The PDM is trying to have the farm purchase, donation and 99-year lease agreement between the government, the company Comsar Properties SA, owned by Sardarov and registered in Switzerland, and the former owners of four farms reviewed and set aside.

The party is asking the High Court to review and set aside former land reform minister Utoni Nujoma’s decision to give permission for Comsar Properties to lease the farms Rainhof, Kameelboom and Wolffsgrund and a portion of the farm Smaldeel from the government.

The farms, situated east of Windhoek and north of Dordabis, have a combined size of more than 17 000 hectares.

The PDM is also asking the court to review and set aside the government’s or Nujoma’s decision to lease the farms to Comsar Properties.

Alternatively, the party wants the court to declare that the arrangement through which the government became the registered owner of the farms, when Comsar Properties donated the land to it, and the government then agreeing to lease the same land to the company for 99 years, is unlawful.

Comsar Properties paid the purchase price of N$43,4 million to the farms’ owners and then donated the farms to the government. In return, the government agreed to thereafter lease the land to the company for 99 years at a nominal rent equal to the land tax for the farms, which currently is about N$160 000 annually.

Comsar Properties also paid N$118 million to the farms’ owners as compensation for the loss of their livestock farming business on the farms.
Before those transactions were done, Comsar Properties bought three other farms, with a combined size of about 28 000 hectares, in the same area in 2012 and 2013, and combined the land to form a game reserve operating under the name Marula Game Ranch.

The company’s farm purchases in 2012 and 2013 were done after the minister of land reform gave his consent for the acquisition of commercial farmland by the Swiss company as a non-Namibian entity, as required by the Agricultural (Commercial) Land Reform Act.

A lawyer representing the PDM argued in April, when Sibeya heard oral arguments in the matter, that the deal through which Sardarov’s company secured the 99-year lease of the four farms was an artificial transaction aimed at circumventing the Agricultural (Commercial) Land Reform Act after the Cabinet decided that the land reform minister should not give his consent for the sale of the farms to the company.

The practical effect of that deal was that the company acquired ownership of commercial farmland in Namibia, contrary to law, it was also argued.

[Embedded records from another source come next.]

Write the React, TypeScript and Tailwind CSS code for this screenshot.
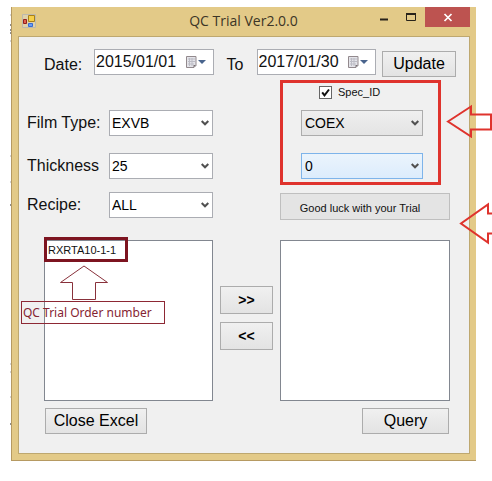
import type { ReactNode } from "react";

const button =
  "flex items-center justify-center border border-[#acacac] bg-linear-to-b from-[#f0f0f0] to-[#e3e3e3] whitespace-nowrap text-black";

function Calendar() {
  return (
    <svg viewBox="0 0 22 14" className="h-[14px] w-[22px]" aria-hidden="true">
      <path d="M1.5 1.5h9.5v9l-2 2h-7.5z" fill="#e4e4e9" stroke="#92898d" />
      <path d="M3 4h7M3 6.5h7M3 9h6M4.5 3v8M7 3v8" stroke="#bcbcc5" />
      <path d="M11 10l-2.5 2.5V10z" fill="#776f72" />
      <path d="M13 5h8l-4 4z" fill="#49648d" />
    </svg>
  );
}

function DateBox({ id, value }: { id: string; value: string }) {
  return (
    <div className="flex h-[26px] min-w-0 flex-1 items-center border border-[#abadb3] bg-white pr-[6px]">
      <input id={id} defaultValue={value} className="h-full w-full min-w-0 pl-px text-base outline-none" />
      <button aria-label="Open calendar" className="shrink-0">
        <Calendar />
      </button>
    </div>
  );
}

function Select({ id, value, tone, label }: { id: string; value: string; tone: string; label?: string }) {
  return (
    <div className="relative min-w-0 flex-1">
      <select
        id={id}
        aria-label={label}
        defaultValue={value}
        className={`block h-[26px] w-full appearance-none border pb-px text-sm text-black outline-none ${tone}`}
      >
        <option>{value}</option>
      </select>
      <svg viewBox="0 0 8 6" className="pointer-events-none absolute top-[10px] right-[4px] h-[6px] w-2" aria-hidden="true">
        <path d="M.7 1L4 4.3 7.3 1" fill="none" stroke="#505050" strokeWidth="2" />
      </svg>
    </div>
  );
}

function Field({ id, label, value }: { id: string; label: string; value: string }) {
  return (
    <div className="flex items-center">
      <label htmlFor={id} className="w-[82px] shrink-0 whitespace-nowrap">
        {label}
      </label>
      <Select id={id} value={value} tone="border-[#abadb3] bg-white pl-[2px]" />
    </div>
  );
}

function ListBox({ label, children }: { label: string; children?: ReactNode }) {
  return (
    <ul aria-label={label} className="relative h-[161px] border border-[#828790] bg-white">
      {children}
    </ul>
  );
}

function TitleBar() {
  return (
    <header className="flex h-[29px] items-start">
      <svg viewBox="0 0 14 14" className="mt-[7px] ml-1 h-[14px] w-[14px]" aria-hidden="true">
        <path d="M.5.5h13v13H.5z" fill="#dfd1aa" stroke="#bcb9ad" />
        <path d="M6.5 1.5h6v6h-6z" fill="#f6cf48" stroke="#a88019" />
        <path d="M1.5 5.5h3v4h-3z" fill="#df5f4d" stroke="#94201a" />
        <path d="M6.5 9.5h4v3h-4z" fill="#6a9cf2" stroke="#386bd1" />
      </svg>
      <h1 className="flex-1 pt-1 pl-20 text-center font-['Open_Sans',sans-serif] text-sm leading-5 whitespace-nowrap text-[#3c3526]">
        QC Trial Ver2.0.0
      </h1>
      <div className="flex h-5">
        <button aria-label="Minimize" className="w-[27px]">
          <svg viewBox="0 0 27 20" className="block" aria-hidden="true">
            <path d="M9 12.5h8" stroke="#28231a" strokeWidth="2" />
          </svg>
        </button>
        <button aria-label="Maximize" className="w-[27px]">
          <svg viewBox="0 0 27 20" className="block" aria-hidden="true">
            <path d="M8.5 6.5h9v7h-9z" fill="none" stroke="#28231a" />
            <path d="M8 7h10" stroke="#28231a" strokeWidth="2" />
          </svg>
        </button>
        <button aria-label="Close" className="w-[45px] bg-[#bd5350]">
          <svg viewBox="0 0 45 20" className="block" aria-hidden="true">
            <path d="M19.5 7l7 7m0-7l-7 7" stroke="#fff" strokeWidth="1.7" />
          </svg>
        </button>
      </div>
    </header>
  );
}

export default function App() {
  return (
    <div className="relative overflow-hidden bg-white pt-[7px] pr-4 pb-5 pl-[11px] font-['Liberation_Sans',Arial,sans-serif] text-base leading-5 text-[#111]">
      <svg viewBox="0 0 1 460" className="absolute top-0 left-[10px] h-[460px] w-px" aria-hidden="true">
        <path d="M0 15h1M0 41h1M0 156h1M0 182h1M0 364h1M0 372h1M0 397h1" stroke="#aaa" />
        <path d="M0 25h1M0 30h1M0 33h1M0 205h1M0 424h1" stroke="#222" />
      </svg>

      <main className="border-b border-l border-[#b69a62] bg-[#e3ca88] pr-[6px] pb-[6px] pl-[6px]">
        <TitleBar />
        <div className="border border-[#bea870] bg-[#f0f0f0] pt-3 pb-[19px]">
          <div className="flex pr-[13px] pl-[25px]">
            <label htmlFor="from" className="w-[50px] pt-[6px]">
              Date:
            </label>
            <DateBox id="from" value="2015/01/01" />
            <label htmlFor="to" className="w-[43px] pt-[6px] pl-[13px]">
              To
            </label>
            <DateBox id="to" value="2017/01/30" />
            <button className={`${button} mt-[2px] ml-[6px] h-[26px] w-[74px]`}>Update</button>
          </div>

          <div className="grid grid-cols-[186fr_67px_170fr] pt-[3px] pr-[19px] pl-2">
            <div className="flex flex-col gap-[13px] pt-[30px]">
              <div className="flex flex-col gap-[17px]">
                <Field id="film" label="Film Type:" value="EXVB" />
                <Field id="thickness" label="Thickness" value="25" />
              </div>
              <Field id="recipe" label="Recipe:" value="ALL" />
            </div>
            <div className="col-start-3 flex flex-col gap-2">
              <div className="mr-[9px] flex flex-col border-[3px] border-[#df332d] pt-[2px] pr-[15px] pb-[3px] pl-[18px]">
                <label className="mb-[10px] flex items-center gap-[6px] pl-[18px] text-[11px] leading-[15px]">
                  <span className="relative flex">
                    <input
                      type="checkbox"
                      defaultChecked
                      className="peer h-[13px] w-[13px] appearance-none border border-[#666] bg-white"
                    />
                    <svg viewBox="0 0 13 13" className="pointer-events-none absolute inset-0 hidden peer-checked:block" aria-hidden="true">
                      <path d="M3.2 6.3l2.3 3L10 3.5" fill="none" stroke="#111" strokeWidth="2" />
                    </svg>
                  </span>
                  Spec_ID
                </label>
                <div className="flex flex-col gap-[17px]">
                  <div className="flex">
                    <Select
                      id="spec"
                      label="Spec type"
                      value="COEX"
                      tone="border-[#acacac] bg-linear-to-b from-[#efefef] to-[#e4e4e4] pl-[3px]"
                    />
                  </div>
                  <div className="flex">
                    <Select
                      id="number"
                      label="Spec number"
                      value="0"
                      tone="border-[#7eb4ea] bg-linear-to-b from-[#ebf4fc] to-[#dcecfc] pl-[3px]"
                    />
                  </div>
                </div>
              </div>
              <button className="flex h-[27px] items-center justify-center border border-[#bfbfbf] bg-[#e4e4e4] pt-[2px] pr-[10px] text-[11px] whitespace-nowrap">
                Good luck with your Trial
              </button>
            </div>
          </div>

          <div className="grid grid-cols-[169fr_67px_170fr] pt-5 pr-[19px] pl-[25px]">
            <ListBox label="Orders">
              <li className="px-[3px] pt-[2px] text-[11px] leading-[14px]">RXRTA10-1-1</li>
              <li aria-hidden="true" className="absolute top-[-4px] left-[-1px] h-[25px] w-[84px] border-[3px] border-[#7d1420]" />
              <li className="absolute top-[24px] left-[-24px] flex w-[144px] flex-col">
                <svg viewBox="0 0 50 36" className="ml-[38px] h-9 w-[50px]" aria-hidden="true">
                  <path d="M25 1L48.5 17.5H36.5V34.5H13.5V17.5H1.5z" fill="none" stroke="#89313b" />
                </svg>
                <span className="border border-[#8d2834] pl-px font-['Noto_Sans',sans-serif] text-xs leading-[21px] whitespace-nowrap text-[#852432]">
                  QC Trial Order number
                </span>
              </li>
            </ListBox>
            <div className="flex flex-col gap-2 px-[7px] pt-[46px] text-sm font-bold">
              <button aria-label="Add to selection" className={`${button} h-7`}>
                &gt;&gt;
              </button>
              <button aria-label="Remove from selection" className={`${button} h-7`}>
                &lt;&lt;
              </button>
            </div>
            <ListBox label="Selected orders" />
          </div>

          <div className="flex justify-between pt-[7px] pr-[20px] pl-[26px]">
            <button className={`${button} h-[26px] w-[102px]`}>Close Excel</button>
            <button className={`${button} h-[26px] w-[87px]`}>Query</button>
          </div>
        </div>
      </main>

      <svg viewBox="0 0 46 34" className="absolute top-[104px] right-0 h-[34px] w-[46px]" aria-hidden="true">
        <path d="M2 17.5L25 2.5V10.5H45V25.5H25V32.5z" fill="none" stroke="#df332d" strokeWidth="2" />
      </svg>
      <svg viewBox="0 0 33 44" className="absolute top-[202px] right-0 h-11 w-[33px]" aria-hidden="true">
        <path d="M33 11.5H29V2.5L2 21.5 29 40.5V31.5H33" fill="none" stroke="#df332d" strokeWidth="2" />
      </svg>
    </div>
  );
}
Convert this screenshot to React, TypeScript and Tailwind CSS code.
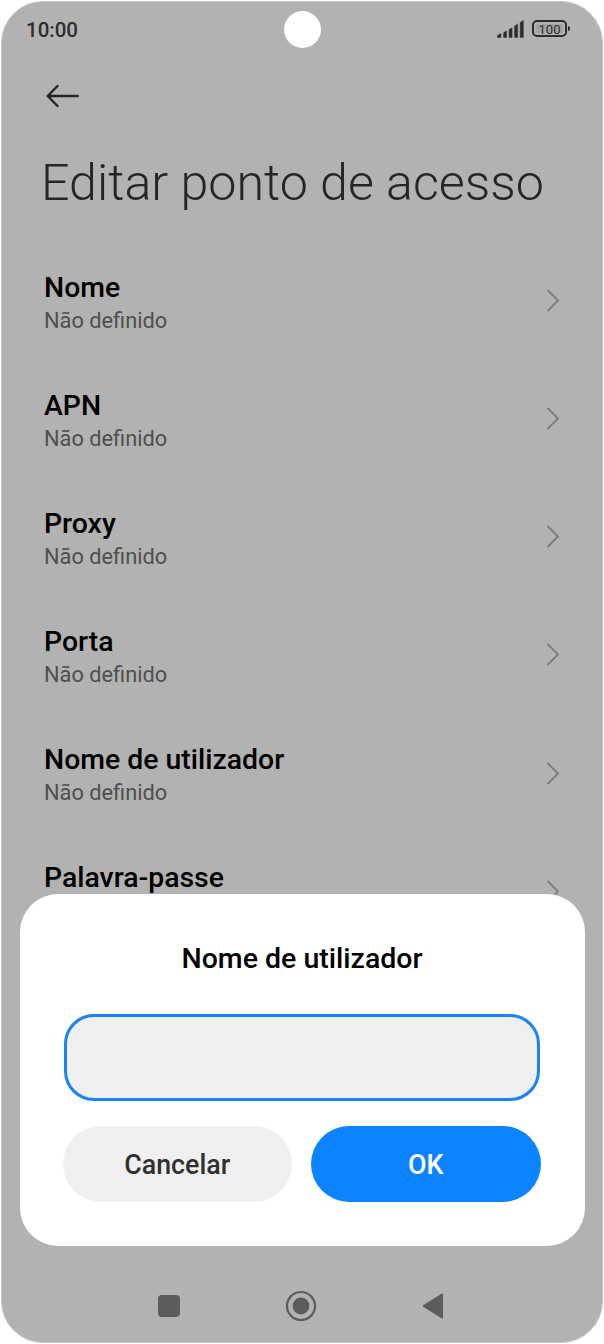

During the hearing, a lawyer representing the minister and government argued that the act permits the minister of land reform to give consent for the acquisition, occupation or possession of land by a non-Namibian entity for investment purposes.

The main purpose of the agreement between the government and Comsar Properties was securing the company’s substantial investment in Namibia, the lawyer added.